Section: Daily Dispatches

By Eduardo Garcia
Reuters
via Yahoo News
Friday, February 9, 2007

http://news.yahoo.com/s/nm/20070209/lf_nm/bolivia_miners_dc_1

Roger Mamani rides a rickety elevator deep underground, hikes through flooded tunnels and crawls through a maze of muddy burrows to dig silver ore at the San Jose mine in Bolivia's Andes.

As the 22-year-old crouches and breaks rock with a pickaxe, two fellow miners roll up dynamite in sheets of used notebook paper. They have two minutes to run to safety before a blast shakes tunnels propped up by splintered beams.

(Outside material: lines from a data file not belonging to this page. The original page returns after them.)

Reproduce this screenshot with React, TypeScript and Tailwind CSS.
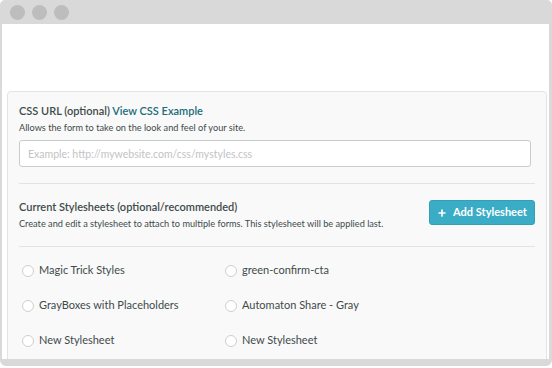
import { Plus } from 'lucide-react';

const stylesheets = [
    'Magic Trick Styles',
    'green-confirm-cta',
    'GrayBoxes with Placeholders',
    'Automaton Share - Gray',
    'New Stylesheet',
    'New Stylesheet',
];

function Radio({ label }: { label: string }) {
    return (
        <label className="flex items-center gap-[5px] h-[35px]">
            <span className="w-[12px] h-[12px] rounded-full border border-[#cfcfcf] bg-white shrink-0" />
            <span className="text-[11px] text-[#3e4b4b] whitespace-nowrap">{label}</span>
        </label>
    );
}

export default function App() {
    return (
        <div className="w-[552px] h-[368px] bg-white overflow-hidden" style={{ fontFamily: 'Lato, "Open Sans", sans-serif' }}>
            <div className="h-[366px] flex flex-col bg-[#d9d9d9] rounded-t-[5px] rounded-b-[6px] pb-[7px] pl-[2px] pr-[3px]">
                <div className="h-[24px] shrink-0 flex items-center gap-[7px] pl-[8px]">
                    <span className="w-[15px] h-[15px] rounded-full bg-[#bdbdbd]" />
                    <span className="w-[15px] h-[15px] rounded-full bg-[#bdbdbd]" />
                    <span className="w-[15px] h-[15px] rounded-full bg-[#bdbdbd]" />
                </div>
                <div className="flex-1 bg-white overflow-hidden pt-[67px] pl-[5px] pr-[2px]">
                    <div className="border border-[#e3e3e3] rounded-[4px] bg-[#f9f9f9] px-[11px] pt-[10px] pb-4">
                        <p className="text-[11px] leading-[18px] font-semibold text-[#3e4b4b] whitespace-nowrap">
                            CSS URL (optional) <a className="text-[#1b6c7b]">View CSS Example</a>
                        </p>
                        <p className="text-[9.2px] leading-[15px] text-[#3e4b4b] whitespace-nowrap">Allows the form to take on the look and feel of your site.</p>
                        <input
                            className="mt-[5px] mr-[4px] block w-[512px] h-[27px] bg-white border border-[#c9cccc] rounded-[3px] px-[8px] text-[10.5px] placeholder:text-[#c2c4c4] outline-none"
                            placeholder="Example: http://mywebsite.com/css/mystyles.css"
                        />
                        <div className="mt-[16px] h-px bg-[#e3e3e3]" />

                        <div className="mt-[16px] flex justify-between items-start">
                            <div className="-mt-[2px] min-w-0">
                                <p className="text-[11px] leading-[18px] font-semibold text-[#3e4b4b] whitespace-nowrap">Current Stylesheets (optional/recommended)</p>
                                <p className="text-[9.2px] leading-[15px] text-[#3e4b4b] whitespace-nowrap">Create and edit a stylesheet to attach to multiple forms. This stylesheet will be applied last.</p>
                            </div>
                            <button className="shrink-0 w-[106px] h-[25px] rounded-[3px] bg-[#3aacc5] border border-[#33a0b8] text-white text-[11px] font-bold flex items-center justify-center gap-[6px] whitespace-nowrap">
                                <Plus size={10} strokeWidth={4} />
                                <span>Add Stylesheet</span>
                            </button>
                        </div>
                        <div className="mt-[15px] h-px bg-[#e3e3e3]" />

                        <div className="mt-[6px] pl-[3px] grid grid-cols-[203px_1fr]">
                            {stylesheets.map((s, i) => (
                                <Radio key={i} label={s} />
                            ))}
                        </div>
                    </div>
                </div>
            </div>
        </div>
    );
}
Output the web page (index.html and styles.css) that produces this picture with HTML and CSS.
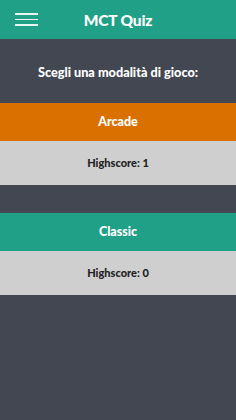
FILE: index.html
```html
<!DOCTYPE html>
<html lang="it">
<head>
    <meta charset="UTF-8">
    <meta name="viewport" content="width=device-width, initial-scale=1.0">
    <title>MCT Quiz</title>
    <link rel="stylesheet" href="styles.css">
</head>
<body>
    <!-- Header -->
    <div class="header">
        <button class="menu-button" aria-label="Menu">
            <span></span>
            <span></span>
            <span></span>
        </button>
        <div class="app-title">MCT Quiz</div>
        <div></div>
    </div>

    <div class="content">
        <div class="intro">Scegli una modalità di gioco:</div>

        <!-- Modes -->
        <div class="mode">
            <a href="#" class="mode-name arcade">Arcade</a>
            <div class="mode-score">Highscore: 1</div>
        </div>

        <div class="mode">
            <a href="#" class="mode-name classic">Classic</a>
            <div class="mode-score">Highscore: 0</div>
        </div>
    </div>
</body>
</html>
```

FILE: styles.css
```css
body {
    margin: 0;
    background-color: #434751;
    font-family: Lato, "Noto Sans", sans-serif;
    font-weight: 900;
    color: #fff;
    min-height: 420px;
}

/* Header */
.header {
    height: 39px;
    background-color: #1fa087;
    display: grid;
    grid-template-columns: 1fr auto 1fr;
    align-items: center;
}

.menu-button {
    justify-self: start;
    margin-left: 15px;
    width: 23px;
    padding: 0;
    background: none;
    border: none;
    display: flex;
    flex-direction: column;
    gap: 4px;
    cursor: pointer;
}

.menu-button span {
    display: block;
    height: 1.5px;
    background-color: #e8f6f2;
}

.app-title {
    font-size: 15.5px;
    letter-spacing: -0.2px;
}

/* Content */
.content {
    display: flex;
    flex-direction: column;
    gap: 28px;
}

.intro {
    font-size: 12.7px;
    text-align: center;
    padding: 25px 0 0 0;
    height: 39px;
    margin-bottom: -28px;
}

.mode {
    display: flex;
    flex-direction: column;
}

.mode-name {
    height: 38px;
    line-height: 38px;
    text-align: center;
    font-size: 12.5px;
    color: #fff;
    text-decoration: none;
}

.arcade {
    background-color: #d97000;
}

.classic {
    background-color: #1fa087;
}

.mode-score {
    height: 44px;
    line-height: 44px;
    text-align: center;
    font-size: 11px;
    color: #222;
    background-color: #cfcfcf;
}
```
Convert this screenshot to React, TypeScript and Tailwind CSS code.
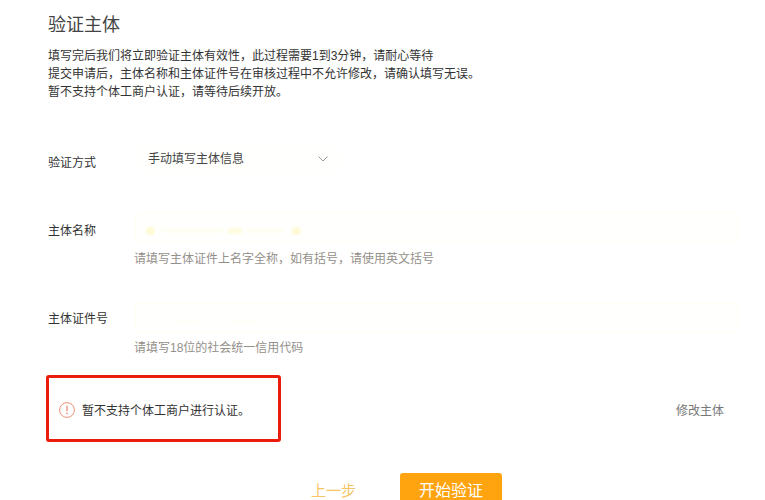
const font = '[font-family:"Liberation_Sans","Noto_Sans_CJK_SC",sans-serif]';

function Field({ label, hint, labelPt, hintMt, children }: { label: string; hint: string; labelPt: string; hintMt: string; children?: React.ReactNode }) {
  return (
    <div className="flex">
      <div className={`w-[87px] text-xs leading-[18px] text-[#333] ${labelPt}`}>{label}</div>
      <div className="w-[603px]">
        <div className="flex h-[30px] items-center gap-[3px] rounded-sm border border-[#fffef3] bg-[#fffffd] pl-[10px] pt-[7px]">
          {children}
        </div>
        <p className={`-ml-[1px] text-xs leading-[18px] text-[#94908a] ${hintMt}`}>{hint}</p>
      </div>
    </div>
  );
}

export default function App() {
  return (
    <div className={`${font} relative h-[500px] w-[765px] overflow-hidden bg-white pl-[48px] text-[#333]`}>
      <h1 className="pt-[13px] text-lg leading-[24px] text-[#444]">验证主体</h1>

      <div className="mt-[10px] text-xs leading-[18px] text-[#333]">
        <p>填写完后我们将立即验证主体有效性，此过程需要1到3分钟，请耐心等待</p>
        <p>提交申请后，主体名称和主体证件号在审核过程中不允许修改，请确认填写无误。</p>
        <p>暂不支持个体工商户认证，请等待后续开放。</p>
      </div>

      <div className="mt-[43px] flex">
        <div className="w-[87px] pt-[10px] text-xs leading-[18px]">验证方式</div>
        <div className="flex h-[28px] w-[205px] items-center justify-between rounded-sm bg-[#fffffd] pl-[13px] pr-[12px] pt-[2px]">
          <span className="text-xs text-[#444]">手动填写主体信息</span>
          <svg width="10" height="6" viewBox="0 0 10 6" fill="none">
            <path d="M0.5 0.5 L5 5 L9.5 0.5" stroke="#999" strokeWidth="1" />
          </svg>
        </div>
      </div>

      <div className="mt-[40px]">
        <Field label="主体名称" hint="请填写主体证件上名字全称，如有括号，请使用英文括号" labelPt="pt-[10px]" hintMt="mt-[8px]">
          <span className="h-[8px] w-[9px] rounded-full bg-[#fefad6] blur-[1px]" />
          <span className="ml-[3px] h-[3px] w-[64px] rounded-full bg-[#fffef0] blur-[1px]" />
          <span className="h-[6px] w-[14px] rounded-full bg-[#fefcdf] blur-[1px]" />
          <span className="h-[3px] w-[40px] rounded-full bg-[#fffef0] blur-[1px]" />
          <span className="ml-[4px] h-[8px] w-[9px] rounded-full bg-[#fefad6] blur-[1px]" />
        </Field>
      </div>

      <div className="mt-[35px]">
        <Field label="主体证件号" hint="请填写18位的社会统一信用代码" labelPt="pt-[7px]" hintMt="mt-[6px]">
          <span className="ml-[30px] h-[2px] w-[20px] bg-[#fffef4] blur-[1px]" />
          <span className="ml-[30px] h-[2px] w-[30px] bg-[#fffef4] blur-[1px]" />
        </Field>
      </div>

      <div className="mt-[45px] flex w-[676px] items-center justify-between pl-[11px]">
        <div className="flex items-center gap-[7px]">
          <svg width="16" height="16" viewBox="0 0 16 16" fill="none" className="-mt-[2px]">
            <circle cx="8" cy="8" r="7.4" stroke="#ee9278" strokeWidth="1" />
            <path d="M8 3.8 V9.2" stroke="#ee8a70" strokeWidth="1.3" />
            <circle cx="8" cy="11.4" r="0.8" fill="#ee8a70" />
          </svg>
          <span className="text-xs leading-[18px] text-[#333]">暂不支持个体工商户进行认证。</span>
        </div>
        <span className="text-xs leading-[18px] text-[#777]">修改主体</span>
      </div>

      <div className="mt-[53px] flex items-start pl-[263px]">
        <span className="mt-[6px] w-[89px] shrink-0 text-[15px] leading-[24px] text-[#f7c566]">上一步</span>
        <button className="flex h-[40px] w-[102px] shrink-0 justify-center rounded-[3px] bg-[#ffa30f] pt-[6px] text-base leading-[24px] text-white">开始验证</button>
      </div>

      {/* annotation drawn over the screenshot */}
      <div className="absolute left-[46px] top-[375px] h-[67px] w-[235px] rounded-[3px] border-[3px] border-[#ec1c0c]" />
    </div>
  );
}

For this, they make $30 per day at best, selling their ore to dealers.

But this kind of mining poses a danger not just to the miners themselves, dozens of whom died last year in accidents. It also threatens the government of leftist President Evo Morales.

Bolivia's independent miners had backed Morales during his 2005 presidential campaign, but this week they forced him to relax his controversial proposals to raise taxes on miners.

The miners staged a massive rally in La Paz, Bolivia's capital, tossing dynamite sticks and clashing with police and passers by.

Morales backed down and signed a truce with the protesters on Wednesday, saying the deal marked a reconciliation with the mining cooperatives.

He convinced the leaders to pay more taxes but promised them allowances to soften the blow, including $10 million worth of soft credits.

But negotiations continue, and miners are wary that Morales' final goal is to push mining cooperatives aside to make way for a modernized state mining company.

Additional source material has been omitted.